Let’s calculate number of counts per year for each species. To do that we need to group data first and count records within each group.
yearly_counts <- surveys %>%
group_by(year, species_id) %>%
tally
Timelapse data can be visualised as a line plot with years on x axis and counts on y axis.
ggplot(yearly_counts, aes(x=year, y=n)) +
geom_line()
Unfortunately this does not work, because we plot data for all the species together. We need to tell ggplot to split graphed data by species_id
ggplot(yearly_counts, aes(x=year, y=n, group=species_id)) +
geom_line()
We will be able to distiguish species in the plot if we add colors.
ggplot(yearly_counts, aes(x=year, y=n, group=species_id, color=species_id)) +
geom_line()
ggplot has a special technique called faceting that allows to split one plot into mutliple plots based on some factor. We will use it to plot one time series for each species separately.
ggplot(yearly_counts, aes(x=year, y=n, color=species_id)) +
geom_line() + facet_wrap(~species_id)
Now we wuld like to split line in each plot by sex of each individual measured. To do that we need to make counts in dataframe grouped by sex.
Challenges:
- filter the dataframe so that we only keep records with sex “F” or “M”s
sex_values = c("F", "M")
surveys <- surveys %>%
filter(sex %in% sex_values)
- group by year, species_id, sex
yearly_sex_counts <- surveys %>%
group_by(year, species_id, sex) %>%
tally
- make the faceted plot spliting further by sex (within single plot)
ggplot(yearly_sex_counts, aes(x=year, y=n, color=species_id, group=sex)) +
geom_line() + facet_wrap(~ species_id)
#> geom_path: Each group consist of only one observation.

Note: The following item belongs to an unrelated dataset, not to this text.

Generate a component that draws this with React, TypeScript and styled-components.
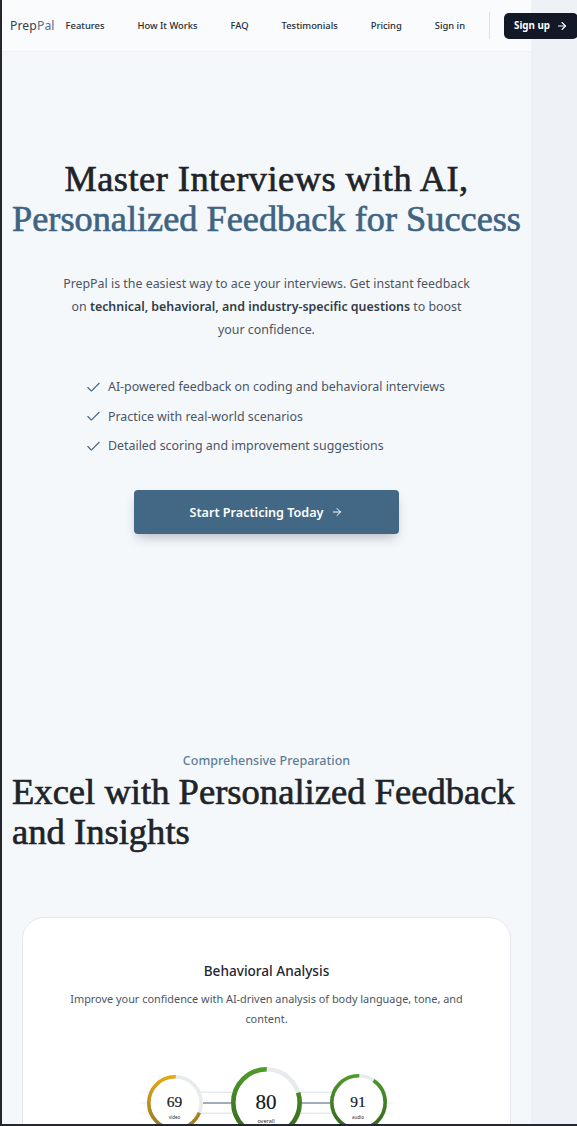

Do you need to adjust the group aesthetic?
We can improve the plot by coloring by sex instead of species (species are already in separate plots, so we don’t need to distinguish them better)
ggplot(yearly_sex_counts, aes(x=year, y=n, color=sex, group=sex)) +
geom_line() + facet_wrap(~ species_id)
#> geom_path: Each group consist of only one observation. Do you need to adjust the group aesthetic?